Here’s an example on a slightly larger scale.  In about a month, on Wednesday, May 6, we’re going to gather with United Missionary Baptist Church, at 27th Terrace and Campbell, for a joint service.  In case you’ve been napping and find yourself now startled awake – yes, you heard me right: a joint service between St. Andrew’s and United Missionary Baptist.  If we were in their church right now, we’d call this service a revival.  To minimize the heart attacks here this morning, we’ll call it “Evening Prayer plus.”  Really – we’ll gather to worship together, our prayers and their prayers, our choir and their choir.  And yours truly will be offering the sermon.  I’ll try hard to dial down my charisma to keep from knocking them out with fiery Episcopalian preaching.  The service should be fascinating, but something very important will happen before it, too.  We’ll gather for a time of fellowship, a social time where the bridging of difference can begin in the way God likes best – around good food:  as the prophet Isaiah said, a feast “for all peoples … a feast of rich food filled with marrow, of well-aged wines strained clear” (Isaiah 25:6).  Well, in this case, maybe not the wine.  I don’t know what will happen exactly, but I do know this:  It will be a little in-breaking of the kingdom of God.  We’ll gather for a foretaste of the heavenly banquet, and then our two congregations will stand before the throne, singing and praying to the risen Lord who rules us all.
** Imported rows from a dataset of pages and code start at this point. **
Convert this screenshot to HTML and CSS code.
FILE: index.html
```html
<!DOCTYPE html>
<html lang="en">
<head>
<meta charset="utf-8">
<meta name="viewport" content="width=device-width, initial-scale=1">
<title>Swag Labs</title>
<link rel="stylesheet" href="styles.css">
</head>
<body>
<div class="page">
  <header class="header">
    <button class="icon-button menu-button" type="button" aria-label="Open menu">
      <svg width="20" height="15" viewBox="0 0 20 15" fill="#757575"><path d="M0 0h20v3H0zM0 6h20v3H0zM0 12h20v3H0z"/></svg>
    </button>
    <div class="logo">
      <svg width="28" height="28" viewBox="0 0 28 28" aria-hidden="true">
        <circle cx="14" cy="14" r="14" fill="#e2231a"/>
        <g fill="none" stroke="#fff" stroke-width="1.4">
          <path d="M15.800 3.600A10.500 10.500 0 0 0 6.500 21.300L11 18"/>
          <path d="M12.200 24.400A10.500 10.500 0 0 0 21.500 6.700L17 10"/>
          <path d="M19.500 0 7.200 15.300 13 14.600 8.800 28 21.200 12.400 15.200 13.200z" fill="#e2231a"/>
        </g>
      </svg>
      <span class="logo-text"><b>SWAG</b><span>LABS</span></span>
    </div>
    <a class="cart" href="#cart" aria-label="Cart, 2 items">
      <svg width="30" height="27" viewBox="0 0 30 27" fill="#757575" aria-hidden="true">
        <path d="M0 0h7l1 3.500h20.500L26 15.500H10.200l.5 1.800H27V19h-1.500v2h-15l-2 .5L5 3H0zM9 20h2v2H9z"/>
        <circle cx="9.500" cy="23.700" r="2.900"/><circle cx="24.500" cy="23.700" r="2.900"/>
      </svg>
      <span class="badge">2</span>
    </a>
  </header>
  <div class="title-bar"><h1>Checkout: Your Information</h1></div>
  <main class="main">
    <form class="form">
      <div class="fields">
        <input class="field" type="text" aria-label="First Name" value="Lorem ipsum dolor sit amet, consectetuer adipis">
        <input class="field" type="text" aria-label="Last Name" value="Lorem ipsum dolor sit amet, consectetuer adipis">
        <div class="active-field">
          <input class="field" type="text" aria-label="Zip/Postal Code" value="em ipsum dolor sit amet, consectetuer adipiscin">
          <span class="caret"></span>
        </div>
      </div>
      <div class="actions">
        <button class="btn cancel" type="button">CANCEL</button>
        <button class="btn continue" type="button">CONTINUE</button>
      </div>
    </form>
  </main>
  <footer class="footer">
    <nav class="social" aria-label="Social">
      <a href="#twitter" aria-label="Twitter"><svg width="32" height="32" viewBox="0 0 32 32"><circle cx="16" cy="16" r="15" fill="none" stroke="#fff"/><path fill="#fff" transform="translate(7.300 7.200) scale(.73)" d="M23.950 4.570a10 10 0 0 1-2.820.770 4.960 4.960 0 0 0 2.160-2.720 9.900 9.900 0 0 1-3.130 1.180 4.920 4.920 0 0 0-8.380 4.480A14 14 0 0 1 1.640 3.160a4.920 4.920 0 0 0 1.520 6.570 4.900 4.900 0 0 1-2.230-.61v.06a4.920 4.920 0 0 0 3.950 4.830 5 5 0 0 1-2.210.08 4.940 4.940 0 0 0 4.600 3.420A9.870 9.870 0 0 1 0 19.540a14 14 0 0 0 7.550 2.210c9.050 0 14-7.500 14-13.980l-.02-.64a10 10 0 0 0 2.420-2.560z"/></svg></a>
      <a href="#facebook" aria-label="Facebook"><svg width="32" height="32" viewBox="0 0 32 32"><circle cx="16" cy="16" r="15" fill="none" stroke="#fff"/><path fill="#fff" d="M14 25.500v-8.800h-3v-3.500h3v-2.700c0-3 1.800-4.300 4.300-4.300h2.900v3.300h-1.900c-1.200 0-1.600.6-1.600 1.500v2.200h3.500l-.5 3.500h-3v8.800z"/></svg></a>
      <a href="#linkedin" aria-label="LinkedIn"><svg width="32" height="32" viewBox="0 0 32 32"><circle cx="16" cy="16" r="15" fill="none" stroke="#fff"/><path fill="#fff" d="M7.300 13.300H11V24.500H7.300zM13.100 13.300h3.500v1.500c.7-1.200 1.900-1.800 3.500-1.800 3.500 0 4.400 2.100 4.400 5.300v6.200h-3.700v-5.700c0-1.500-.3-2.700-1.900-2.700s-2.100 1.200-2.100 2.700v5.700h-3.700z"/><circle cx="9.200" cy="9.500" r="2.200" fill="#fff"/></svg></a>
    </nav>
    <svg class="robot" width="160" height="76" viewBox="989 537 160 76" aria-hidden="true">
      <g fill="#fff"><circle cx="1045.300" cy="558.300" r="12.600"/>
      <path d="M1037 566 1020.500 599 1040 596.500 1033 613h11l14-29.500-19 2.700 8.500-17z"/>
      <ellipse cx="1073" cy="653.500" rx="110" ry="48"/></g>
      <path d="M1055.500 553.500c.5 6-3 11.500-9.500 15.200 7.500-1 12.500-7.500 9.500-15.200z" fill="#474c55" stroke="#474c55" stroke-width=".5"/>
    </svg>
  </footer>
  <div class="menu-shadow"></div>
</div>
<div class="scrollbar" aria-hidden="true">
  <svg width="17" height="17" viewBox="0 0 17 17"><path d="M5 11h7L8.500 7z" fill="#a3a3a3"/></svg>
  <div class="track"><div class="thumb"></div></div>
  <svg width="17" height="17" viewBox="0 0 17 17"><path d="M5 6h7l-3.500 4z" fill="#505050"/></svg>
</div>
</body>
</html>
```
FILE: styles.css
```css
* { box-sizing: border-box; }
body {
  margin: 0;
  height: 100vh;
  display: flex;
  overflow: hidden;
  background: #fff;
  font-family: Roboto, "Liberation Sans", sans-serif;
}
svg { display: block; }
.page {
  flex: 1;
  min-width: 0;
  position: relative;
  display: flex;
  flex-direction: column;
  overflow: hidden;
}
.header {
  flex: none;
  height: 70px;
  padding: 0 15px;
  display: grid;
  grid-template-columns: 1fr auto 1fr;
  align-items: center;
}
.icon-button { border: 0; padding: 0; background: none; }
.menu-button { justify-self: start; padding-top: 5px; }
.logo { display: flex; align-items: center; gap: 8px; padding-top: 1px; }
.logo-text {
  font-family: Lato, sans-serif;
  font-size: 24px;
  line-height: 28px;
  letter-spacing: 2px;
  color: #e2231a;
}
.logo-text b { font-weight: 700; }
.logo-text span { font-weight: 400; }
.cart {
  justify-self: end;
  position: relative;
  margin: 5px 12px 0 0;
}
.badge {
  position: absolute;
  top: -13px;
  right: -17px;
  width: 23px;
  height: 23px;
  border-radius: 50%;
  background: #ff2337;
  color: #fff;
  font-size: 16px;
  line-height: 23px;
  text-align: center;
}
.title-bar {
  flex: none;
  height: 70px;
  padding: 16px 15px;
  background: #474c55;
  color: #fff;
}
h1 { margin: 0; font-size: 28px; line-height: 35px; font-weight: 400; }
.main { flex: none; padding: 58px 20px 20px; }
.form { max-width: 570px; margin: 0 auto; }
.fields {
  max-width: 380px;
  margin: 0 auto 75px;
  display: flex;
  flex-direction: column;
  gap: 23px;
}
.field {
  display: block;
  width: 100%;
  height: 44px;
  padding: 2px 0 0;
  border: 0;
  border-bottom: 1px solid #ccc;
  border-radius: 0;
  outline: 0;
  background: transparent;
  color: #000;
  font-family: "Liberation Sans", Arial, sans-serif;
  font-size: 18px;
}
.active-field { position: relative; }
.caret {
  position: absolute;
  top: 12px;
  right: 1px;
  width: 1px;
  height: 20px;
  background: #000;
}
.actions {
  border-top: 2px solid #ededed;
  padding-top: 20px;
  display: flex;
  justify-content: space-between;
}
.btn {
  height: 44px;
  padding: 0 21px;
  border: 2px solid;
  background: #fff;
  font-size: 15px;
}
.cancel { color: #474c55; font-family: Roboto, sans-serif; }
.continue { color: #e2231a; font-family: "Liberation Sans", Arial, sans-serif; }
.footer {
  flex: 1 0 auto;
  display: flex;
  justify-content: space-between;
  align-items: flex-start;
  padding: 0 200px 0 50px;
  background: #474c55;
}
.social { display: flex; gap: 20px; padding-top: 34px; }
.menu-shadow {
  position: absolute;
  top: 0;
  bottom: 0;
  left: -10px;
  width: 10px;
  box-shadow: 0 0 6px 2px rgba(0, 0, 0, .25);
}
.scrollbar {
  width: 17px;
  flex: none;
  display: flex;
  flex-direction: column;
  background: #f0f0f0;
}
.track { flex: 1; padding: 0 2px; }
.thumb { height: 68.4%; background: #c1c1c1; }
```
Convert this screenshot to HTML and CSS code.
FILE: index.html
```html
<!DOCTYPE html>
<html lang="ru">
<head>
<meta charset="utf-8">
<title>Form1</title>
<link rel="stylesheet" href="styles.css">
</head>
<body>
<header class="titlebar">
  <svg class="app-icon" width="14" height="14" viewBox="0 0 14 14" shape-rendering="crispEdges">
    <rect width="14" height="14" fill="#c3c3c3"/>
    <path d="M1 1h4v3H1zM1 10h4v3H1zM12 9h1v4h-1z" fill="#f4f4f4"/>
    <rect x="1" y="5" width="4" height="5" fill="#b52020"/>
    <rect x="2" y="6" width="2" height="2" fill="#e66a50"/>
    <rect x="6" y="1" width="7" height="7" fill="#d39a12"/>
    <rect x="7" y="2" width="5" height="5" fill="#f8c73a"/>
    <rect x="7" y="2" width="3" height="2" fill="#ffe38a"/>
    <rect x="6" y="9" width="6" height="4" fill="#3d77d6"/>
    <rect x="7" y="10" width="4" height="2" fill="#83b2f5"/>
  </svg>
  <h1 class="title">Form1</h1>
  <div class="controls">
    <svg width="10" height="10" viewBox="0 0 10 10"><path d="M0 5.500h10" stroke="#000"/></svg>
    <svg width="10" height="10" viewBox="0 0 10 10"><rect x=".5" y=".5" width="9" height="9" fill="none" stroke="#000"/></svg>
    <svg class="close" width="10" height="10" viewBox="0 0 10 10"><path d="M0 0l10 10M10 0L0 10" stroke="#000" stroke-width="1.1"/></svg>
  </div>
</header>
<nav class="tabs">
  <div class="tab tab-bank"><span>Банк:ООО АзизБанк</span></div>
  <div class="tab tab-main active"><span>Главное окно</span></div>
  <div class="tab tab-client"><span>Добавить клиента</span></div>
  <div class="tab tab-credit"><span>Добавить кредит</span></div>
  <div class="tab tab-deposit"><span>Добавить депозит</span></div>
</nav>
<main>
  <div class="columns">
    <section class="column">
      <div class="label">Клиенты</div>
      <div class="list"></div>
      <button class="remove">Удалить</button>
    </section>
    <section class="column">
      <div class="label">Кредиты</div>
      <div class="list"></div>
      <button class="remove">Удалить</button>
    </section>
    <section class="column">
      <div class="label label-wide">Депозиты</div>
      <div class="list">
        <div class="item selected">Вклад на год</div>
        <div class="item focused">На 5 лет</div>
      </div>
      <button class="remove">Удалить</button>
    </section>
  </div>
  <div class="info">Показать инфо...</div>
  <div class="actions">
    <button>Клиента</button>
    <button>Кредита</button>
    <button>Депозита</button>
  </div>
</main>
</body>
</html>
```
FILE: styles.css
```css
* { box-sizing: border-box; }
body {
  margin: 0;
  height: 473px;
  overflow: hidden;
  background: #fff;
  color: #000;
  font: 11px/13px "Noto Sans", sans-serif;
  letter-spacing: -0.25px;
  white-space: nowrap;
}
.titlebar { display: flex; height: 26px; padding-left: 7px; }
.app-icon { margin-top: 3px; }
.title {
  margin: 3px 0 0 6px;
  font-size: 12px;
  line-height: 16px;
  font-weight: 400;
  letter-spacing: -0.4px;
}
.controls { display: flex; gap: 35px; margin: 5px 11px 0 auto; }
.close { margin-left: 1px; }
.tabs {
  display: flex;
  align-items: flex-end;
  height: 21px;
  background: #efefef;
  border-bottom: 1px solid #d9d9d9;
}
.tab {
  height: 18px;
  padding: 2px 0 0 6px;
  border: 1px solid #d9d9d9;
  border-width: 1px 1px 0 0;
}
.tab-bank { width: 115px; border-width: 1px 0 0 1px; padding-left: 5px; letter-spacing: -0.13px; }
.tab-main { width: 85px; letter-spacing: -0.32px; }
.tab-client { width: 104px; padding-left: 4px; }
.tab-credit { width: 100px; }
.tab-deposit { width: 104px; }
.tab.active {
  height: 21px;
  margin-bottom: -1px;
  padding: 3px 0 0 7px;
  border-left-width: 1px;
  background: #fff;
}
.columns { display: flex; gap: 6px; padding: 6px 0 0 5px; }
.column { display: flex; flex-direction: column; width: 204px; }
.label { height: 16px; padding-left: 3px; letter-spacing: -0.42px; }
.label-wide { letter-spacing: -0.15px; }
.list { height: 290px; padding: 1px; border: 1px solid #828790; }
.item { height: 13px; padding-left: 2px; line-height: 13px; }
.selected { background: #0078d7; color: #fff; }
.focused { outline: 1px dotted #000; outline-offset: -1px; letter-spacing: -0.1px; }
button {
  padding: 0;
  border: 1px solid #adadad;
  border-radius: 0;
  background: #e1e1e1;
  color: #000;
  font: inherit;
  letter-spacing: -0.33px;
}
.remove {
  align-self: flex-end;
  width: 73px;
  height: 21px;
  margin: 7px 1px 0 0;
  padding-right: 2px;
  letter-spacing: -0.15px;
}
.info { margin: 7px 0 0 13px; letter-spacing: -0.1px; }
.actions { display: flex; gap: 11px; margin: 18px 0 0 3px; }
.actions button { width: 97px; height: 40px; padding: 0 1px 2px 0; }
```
Resurrection is risky work, in the sense that no outcomes are guaranteed.  When we sit down with the other, whoever that “other” is for you, we give up some control.  I can’t tell you what this service in May will look like exactly or how comfortable we’ll feel in it.  God doesn’t let us order up resurrected life from a vending machine.  But I can tell you this:  Our risen Lord calls us to this work, on scales large and small.  Jesus asks us to inhabit the space where he dwells, the place where differences meet.  Those differences come in every way imaginable – male and female, Jew and Greek, slave and free, black and white, rich and poor, gay and straight, native and immigrant, management and labor, churched and unchurched.  In every place of difference we can name, the risen Christ is there, waiting to resurrect both “us” and “them” – if we take the risk to engage the difference rather than wishing it away.
So listen for Jesus, as you stand outside whatever tomb you know best.  Listen for his voice, changing the story you “know” to be true.  Listen as he calls your name.  And listen to learn where he will send you to find a resurrection of your own.